In an earlier moment in that same interview, investigators asked how Ravnsborg — who'd reached over shattered glass on his passenger side to reach his insurance card — did not see the victim's glasses, which had come through into Ravnsborg's Taurus after Boever's head punctured the windshield.

"His glasses are right there," said the investigator. "Those are Joe's."

"I wondered about that," Ravnsborg said.

"So that means his face came through your windshield," said the investigator.

In the video, Ravnsborg reacts by dropping his head and sighing loudly.

South Dakota officials released the video the same day Noem called on fellow Republican Ravnsborg to step down. A bipartisan trio of lawmakers also introduced two articles of impeachment — the first time such articles have been brought in state history — against the attorney general.

In a statement released by his personal publicist on Tuesday evening, Ravnsborg invoked his service in the Army Reserves and work as an attorney to fight "for the rule of law."

"The Attorney General does not intend to resign," said the statement, attributed to Mike Deaver. "At no time has this issue impeded his ability to do the work of the office."

Any impeachment effort would need a majority vote in the South Dakota House of Representatives and a two-thirds vote in the 35-member state Senate. Prime sponsor of the impeachment articles, Rep. Will Mortenson, R-Pierre, who represents the rural county where Boever was killed, declined to answer at a news conference in the statehouse's rotunda on Tuesday evening whether he'd secured the necessary votes in the Senate to convict the attorney general.

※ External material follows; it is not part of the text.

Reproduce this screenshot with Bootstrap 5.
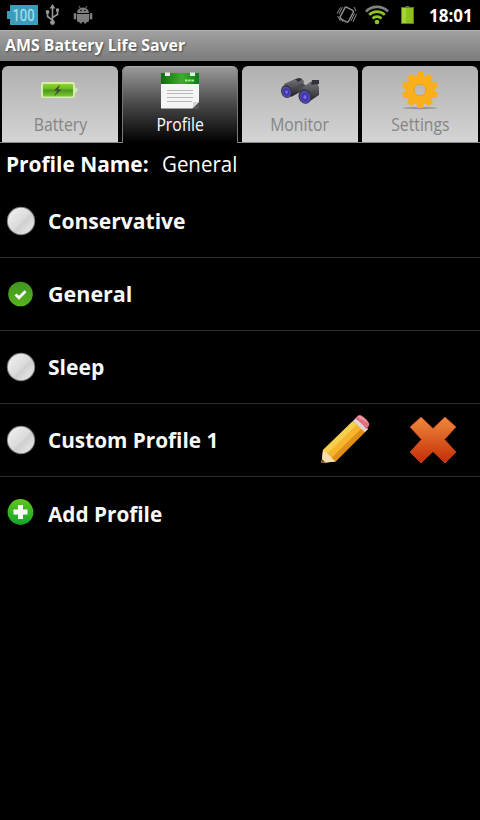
<!DOCTYPE html>
<html lang="en">
<head>
<meta charset="utf-8">
<meta name="viewport" content="width=device-width, initial-scale=1">
<title>AMS Battery Life Saver</title>
<link href="https://cdn.jsdelivr.net/npm/bootstrap@5.3.0/dist/css/bootstrap.min.css" rel="stylesheet">
<style>
body{background:#000;color:#fff;font-family:"Open Sans","Noto Sans",sans-serif;width:480px;height:820px;overflow:hidden}
svg{display:block;flex:none}
.statusbar{height:30px;padding:0 8px 0 7px}
.wifi{margin-left:7px}
.batt{margin-left:12px}
.clock{font-size:17px;font-weight:700;line-height:30px;padding-top:2px;width:43px;margin-left:15px}
.titlebar{height:31px;background:linear-gradient(#a0a0a0,#7c7c7c);border-top:1px solid #b0b0b0;padding-left:5px;font-size:15.9px;font-weight:700;line-height:29px;text-shadow:1px 1px 2px #444}
.fit{display:inline-block;white-space:nowrap;transform-origin:0 50%}
.tabstrip{height:82px;padding:5px 2px 0;gap:4px;background:linear-gradient(#8a8a8a,#8a8a8a) 0 100%/100% 1px no-repeat #000}
.tabstrip .tab{flex:1 1 0;height:76px;border-radius:6px 6px 0 0;background:linear-gradient(#b0b0b0,#d4d4d4);color:#858585;border:0;padding:0}
.tabstrip .tab.current{height:77px;background:linear-gradient(#9c9c9c,#484848 50%,#000);color:#fff;box-shadow:inset 1px 0 #777,inset -1px 0 #777,inset 0 1px #aaa}
.tab svg{margin-top:4px}
.tab-label{font-size:18px;line-height:24px;margin-top:2px}
.tab-label .fit{transform-origin:50% 50%;transform:scaleX(.875)}
.heading{height:42px;padding:0 0 0 6px;font-size:22px;line-height:41px}
.heading-key{width:156px}
.heading-key .fit{transform:scaleX(.95)}
.heading-value .fit{transform:scaleX(.93)}
.profiles .entry{height:73px;border-bottom:1px solid #2b2b2b;padding-left:6px}
.profiles .entry:last-child{border:0}
.entry-name{font-size:21.5px;font-weight:700;margin-left:12px;line-height:72px;color:#f8f8f8}
.tight{transform:scaleX(.965)}
.snug{transform:scaleX(.98)}
.actions{gap:39px;margin-right:23px}
</style>
<script src="https://cdn.jsdelivr.net/npm/bootstrap@5.3.0/dist/js/bootstrap.bundle.min.js"></script>
</head>
<body>
<svg width="0" height="0" class="position-absolute">
  <defs>
    <linearGradient id="orb" x1="0" y1="0" x2="1" y2="1"><stop offset="0" stop-color="#f2f2f2"/><stop offset=".5" stop-color="#dcdcdc"/><stop offset=".58" stop-color="#cfcfcf"/><stop offset="1" stop-color="#efefef"/></linearGradient>
    <linearGradient id="green" x1="0" y1="0" x2="0" y2="1"><stop offset="0" stop-color="#3f9420"/><stop offset="1" stop-color="#58b41c"/></linearGradient>
    <linearGradient id="plusg" x1="0" y1="0" x2="0" y2="1"><stop offset="0" stop-color="#5fc61c"/><stop offset="1" stop-color="#12a52a"/></linearGradient>
    <linearGradient id="red" x1="0" y1="0" x2="0" y2="1"><stop offset="0" stop-color="#f08a3c"/><stop offset="1" stop-color="#c52c06"/></linearGradient>
    <linearGradient id="cell" x1="0" y1="0" x2="0" y2="1"><stop offset="0" stop-color="#8bd23c"/><stop offset=".35" stop-color="#6fbc2c"/><stop offset=".5" stop-color="#4c981a"/><stop offset="1" stop-color="#7cc836"/></linearGradient>
    <linearGradient id="head" x1="0" y1="0" x2="1" y2="0"><stop offset="0" stop-color="#126b12"/><stop offset=".55" stop-color="#3fae2c"/><stop offset="1" stop-color="#0e7a14"/></linearGradient>
    <linearGradient id="barrel" x1="0" y1="0" x2="0" y2="1"><stop offset="0" stop-color="#77777b"/><stop offset=".4" stop-color="#55555a"/><stop offset="1" stop-color="#1c1c20"/></linearGradient>
    <radialGradient id="lens"><stop offset="0" stop-color="#8f86e8"/><stop offset=".5" stop-color="#3d2fa8"/><stop offset="1" stop-color="#5b51bd"/></radialGradient>
    <symbol id="radio" viewBox="0 0 30 30"><circle cx="15" cy="15" r="14.200" fill="#777"/><circle cx="15" cy="15" r="13.200" fill="url(#orb)"/></symbol>
  </defs>
</svg>

<header class="statusbar d-flex align-items-center">
  <svg width="32" height="30"><path d="M3 5h28v20H3v-6H0v-8h3z" fill="#3b9cbb"/><text x="5.500" y="21" font-size="16" textLength="22" lengthAdjust="spacingAndGlyphs" fill="#a9dcec" stroke="#a9dcec" stroke-width=".3" font-family="Roboto,sans-serif">100</text></svg>
  <svg class="ms-1" width="20" height="30" fill="none" stroke="#969696" stroke-width="1.600"><path d="M9.500 7v15M9.500 20 4.500 16.500V12M9.500 17.500 14.500 14.500V10"/><path d="m9.500 4 3 4.500h-6zM13 8.500h3v3h-3z" fill="#969696" stroke="none"/><circle cx="4.500" cy="12" r="1.900" fill="#969696" stroke="none"/><circle cx="9.500" cy="22.500" r="2.400" fill="#969696" stroke="none"/></svg>
  <svg class="ms-2" width="24" height="30"><g fill="#7d7d7d"><path d="M6 13a6 5.500 0 0 1 12 0zM6 14h12v6.500a1.500 1.500 0 0 1-1.500 1.500h-9A1.500 1.500 0 0 1 6 20.500z"/><rect x="2.700" y="13" width="2.600" height="6.500" rx="1.300"/><rect x="18.700" y="13" width="2.600" height="6.500" rx="1.300"/><rect x="8.500" y="20" width="2.600" height="3.500" rx="1"/><rect x="13" y="20" width="2.600" height="3.500" rx="1"/></g><path d="m8 6 1.500 2.500M16 6l-1.500 2.500" stroke="#7d7d7d"/><circle cx="10" cy="10.500" r=".8"/><circle cx="14" cy="10.500" r=".8"/></svg>
  <svg class="ms-auto" width="22" height="30" fill="none" stroke="#8c8c8c"><rect x="6" y="8" width="9.500" height="13" rx="1.500" stroke-width="1.500" transform="rotate(28 10.500 14.500)"/><path d="M4.500 7.500 1 13.500M6.500 7 3 14M1.500 16l3 5M4 16l3 6M20.500 14 17 22M18.500 13.500 15 21M18 7l2 4"/></svg>
  <svg class="wifi" width="24" height="30" fill="none" stroke-width="2.600"><path d="M1 11.500a15.500 15.500 0 0 1 22 0" stroke="#828282"/><path d="M4.200 14.900a11 11 0 0 1 15.600 0M7.500 18.500a6.300 6.300 0 0 1 9 0" stroke="#8fc41e"/><circle cx="12" cy="22" r="2.300" fill="#8fc41e"/></svg>
  <svg width="13" height="30" class="batt"><path d="M4.500 6h4v2h-4z" fill="#666"/><rect x=".5" y="7.500" width="12" height="16" fill="#8cc21a" stroke="#5e7d22"/><path d="M1 8h4v15H1z" fill="#a3d433"/></svg>
  <div class="clock text-end">18:01</div>
</header>

<div class="titlebar">AMS Battery Life Saver</div>

<nav class="tabstrip d-flex align-items-start">
  <button class="tab d-flex flex-column align-items-center">
    <svg width="40" height="40"><path d="M3 12h30q2 0 2 2v3l3.500 3-3.500 3v3q0 2-2 2H3q-2 0-2-2V14q0-2 2-2z" fill="#d4ecae"/><rect x="3" y="14" width="30" height="12.500" rx="1" fill="url(#cell)"/><path d="m20 14.500-6 6h3.500L14 26.500l7.500-7H18z" fill="#3b4a2c"/></svg>
    <div class="tab-label"><span class="fit">Battery</span></div>
  </button>
  <button class="tab current d-flex flex-column align-items-center">
    <svg width="40" height="40"><path d="M1 4h38v34.500H1z" fill="#f5f5f5"/><path d="M1 3h38v11H1z" fill="url(#head)"/><path d="M5 2.500h5v3.500H5zM30 2.500h5v3.500h-5z" fill="#e8eee4"/><path d="M25 10.500h9" stroke="#b5e59a" stroke-width="2" stroke-dasharray="2.500 .7"/><path d="M7 20.500h26M7 23.500h26M7 27.500h26M7 31.500h25" stroke="#b8b8b8"/><path d="M39 32v7h-7z" fill="#555"/><path d="M39 31q-4 2-6 1 1 3-1 6.500z" fill="#d0d0d0"/></svg>
    <div class="tab-label"><span class="fit">Profile</span></div>
  </button>
  <button class="tab d-flex flex-column align-items-center">
    <svg width="42" height="40"><path d="m5 14 11-5 6-1 3 3-2 10-11 6z" fill="url(#barrel)"/><path d="m18 16 5-3 5 3-2 6h-5z" fill="#4b4b50"/><path d="m23 18 8-6 8-1v4l1 2v8l-12 8z" fill="url(#barrel)"/><path d="m16 9 5-1 2 2-4 2zM33 10h7v4l-8 1z" fill="#333238"/><ellipse cx="7.500" cy="21.500" rx="5.300" ry="6.500" transform="rotate(-18 7.500 21.500)" fill="#36353e"/><ellipse cx="7.500" cy="22" rx="4.200" ry="5.400" transform="rotate(-18 7.500 22)" fill="url(#lens)"/><ellipse cx="26" cy="26.500" rx="6.400" ry="7.400" transform="rotate(-18 26 26.500)" fill="#36353e"/><ellipse cx="26" cy="27" rx="5.200" ry="6.200" transform="rotate(-18 26 27)" fill="url(#lens)"/></svg>
    <div class="tab-label"><span class="fit">Monitor</span></div>
  </button>
  <button class="tab d-flex flex-column align-items-center">
    <svg width="40" height="40"><ellipse cx="20" cy="38" rx="17" ry="1.200" fill="#969696"/><g transform="translate(20 20)"><circle r="10" fill="none" stroke="#fab01c" stroke-width="9"/><g fill="#faae1a"><path id="tt" d="M-4-12-2.800-18h5.600L4-12z"/><use href="#tt" transform="rotate(36)"/><use href="#tt" transform="rotate(72)"/><use href="#tt" transform="rotate(108)"/><use href="#tt" transform="rotate(144)"/><use href="#tt" transform="rotate(180)"/><use href="#tt" transform="rotate(216)"/><use href="#tt" transform="rotate(252)"/><use href="#tt" transform="rotate(288)"/><use href="#tt" transform="rotate(324)"/></g><circle r="5.800" fill="none" stroke="#e3a02a" stroke-width=".8"/></g></svg>
    <div class="tab-label"><span class="fit">Settings</span></div>
  </button>
</nav>

<main>
  <div class="heading d-flex"><div class="heading-key fw-bold"><span class="fit">Profile Name:</span></div><div class="heading-value"><span class="fit">General</span></div></div>
  <div class="profiles">
    <div class="entry d-flex align-items-center"><svg width="30" height="30"><use href="#radio"/></svg><span class="entry-name"><span class="fit snug">Conservative</span></span></div>
    <div class="entry d-flex align-items-center"><svg width="30" height="30"><circle cx="14.500" cy="15" r="12.300" fill="url(#green)"/><path d="m9.500 15.500 3.500 3.300 6.500-6.500" fill="none" stroke="#fff" stroke-width="2.700"/></svg><span class="entry-name"><span class="fit">General</span></span></div>
    <div class="entry d-flex align-items-center"><svg width="30" height="30"><use href="#radio"/></svg><span class="entry-name"><span class="fit snug">Sleep</span></span></div>
    <div class="entry d-flex align-items-center"><svg width="30" height="30"><use href="#radio"/></svg><span class="entry-name"><span class="fit tight">Custom Profile 1</span></span>
      <div class="actions d-flex ms-auto">
        <svg width="50" height="50"><path d="m1.500 48 1.500-13L36 3.500 48 14 15.500 46.500z" fill="#f5b52c"/><path d="M3 35 32.500 6.300l4 3.700L7 39z" fill="#f7cf4c"/><path d="M11.500 43 41 14l3.500 3.200-29 29.300z" fill="#e08f1a"/><path d="m1.500 48 1.500-13 4.500 3.500 4 4.300 4 3.700z" fill="#f7dfb0"/><path d="m1.500 48 .5-4 3.500 3.500z" fill="#6b4a20"/><path d="m33 6 3-3 12 11-3 3z" fill="#dcd6d8"/><path d="M35 3.500 37.500 1q2-1.500 4-.5 5 3 7.500 7.500.7 2-.5 3.500L46 14q-4-6-11-10.500z" fill="#e0707c"/><path d="M37.500 2q2-1.500 4-.5 4 2.500 7 7-5.500-4-11-6.500z" fill="#f0a0a8"/></svg>
        <svg width="48" height="50"><path d="M1 12 12 2l12 11.500L36 2l11 10-11.500 12.500L47 37 36 48 24 36.500 12 48 1 37l11.500-12.500z" fill="url(#red)" stroke="#c8471a" stroke-width=".8" stroke-linejoin="round"/></svg>
      </div>
    </div>
    <div class="entry d-flex align-items-center"><svg width="30" height="30"><circle cx="14.500" cy="13" r="12.900" fill="url(#plusg)"/><path d="M14.500 6v14M7.500 13h14" stroke="#fff" stroke-width="5"/></svg><span class="entry-name"><span class="fit tight">Add Profile</span></span></div>
  </div>
</main>
</body>
</html>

"I don't think that Jason Ravnsborg belongs in jail or in prison," Mortenson said. "I know for sure he doesn't belong in the Office of the Attorney General."

A debate on the resolution bringing impeachment has not yet been scheduled for debate in the House. State law requires the subject of an impeachment trial — should the House be convicted — be given 20 days notice prior to Senate proceedings.